Compute the number of lines that include the string "page", then output that number and nothing else.

__________________________________________________

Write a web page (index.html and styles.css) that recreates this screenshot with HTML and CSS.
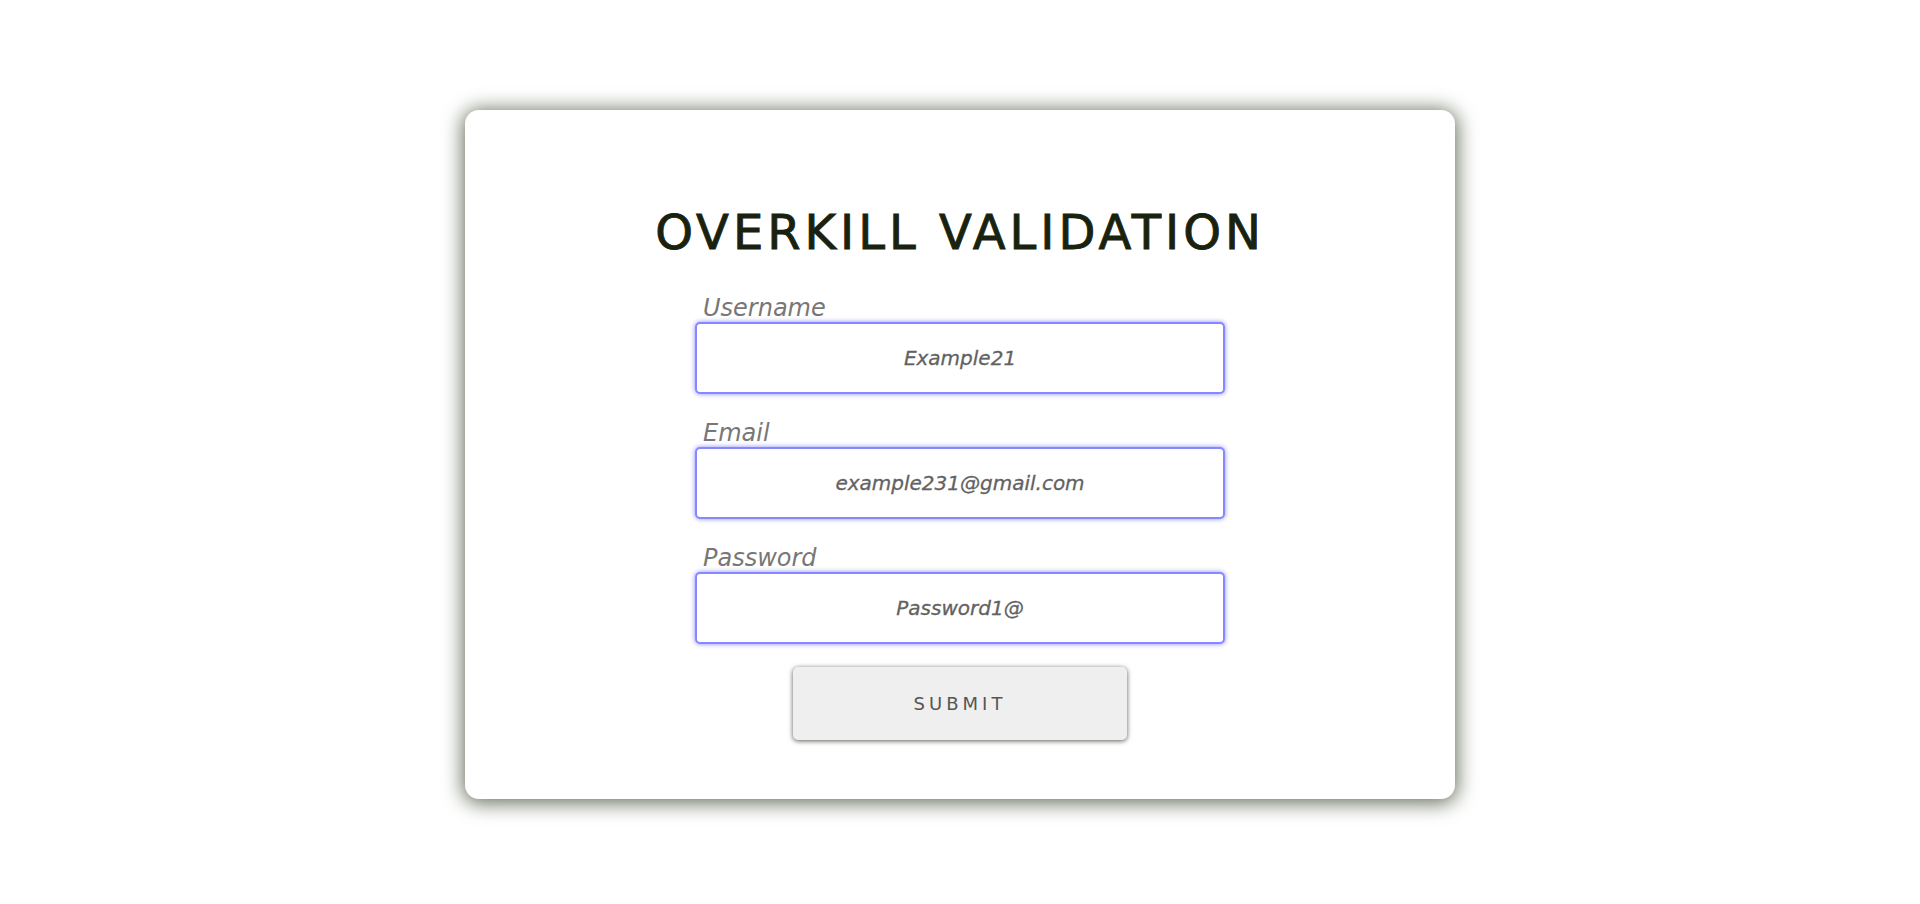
FILE: index.html
```html
<!DOCTYPE html>
<html lang="en">
<head>
<meta charset="utf-8">
<title>Overkill Validation</title>
<link rel="stylesheet" href="styles.css">
</head>
<body>
<main class="page">
  <form class="card">
    <h1 class="title">OVERKILL VALIDATION</h1>
    <div class="field">
      <label class="label" for="username">Username</label>
      <input class="input" id="username" type="text" value="Example21">
    </div>
    <div class="field">
      <label class="label" for="email">Email</label>
      <input class="input" id="email" type="text" value="example231@gmail.com">
    </div>
    <div class="field">
      <label class="label" for="password">Password</label>
      <input class="input" id="password" type="text" value="Password1@">
    </div>
    <button class="submit" type="button">SUBMIT</button>
  </form>
</main>
</body>
</html>
```
FILE: styles.css
```css
* { box-sizing: border-box; }
html, body { margin: 0; padding: 0; background: #ffffff; }
body { font-family: "DejaVu Sans", "Liberation Sans", sans-serif; }
.page {
  display: flex;
  justify-content: center;
  align-items: flex-start;
  min-height: 904px;
  padding-top: 110px;
}
.card {
  width: 990px;
  height: 689px;
  background: #ffffff;
  border-radius: 14px;
  box-shadow: 0 2px 20px 2px #646e5a;
  display: flex;
  flex-direction: column;
  align-items: center;
  padding-top: 98px;
}
.title {
  margin: 0;
  font-size: 48px;
  line-height: 48px;
  font-weight: 500;
  letter-spacing: 4px;
  color: #18220f;
  margin-bottom: 40px;
  -webkit-text-stroke: 0.9px #18220f;
}
.field {
  display: flex;
  flex-direction: column;
  width: 530px;
  margin-bottom: 27px;
}
.field:last-of-type { margin-bottom: 23px; }
.label {
  font-size: 24px;
  line-height: 24px;
  font-style: italic;
  color: #777777;
  padding-left: 8px;
  margin-bottom: 2px;
}
.input {
  width: 530px;
  height: 72px;
  border: 2px solid #8787ff;
  border-radius: 5px;
  box-shadow: 0 0 5px #8a8aff;
  font-family: inherit;
  font-size: 20px;
  font-style: italic;
  color: #626262;
  -webkit-text-stroke: 0.3px #626262;
  text-align: center;
  outline: none;
  background: #fff;
}
.submit {
  width: 334px;
  height: 73px;
  border: none;
  border-radius: 5px;
  background: #efefef;
  box-shadow: 0 1px 5px #555c50;
  font-family: inherit;
  font-size: 18px;
  letter-spacing: 4px;
  color: #555555;
}
```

__________________________________________________

Full output. 3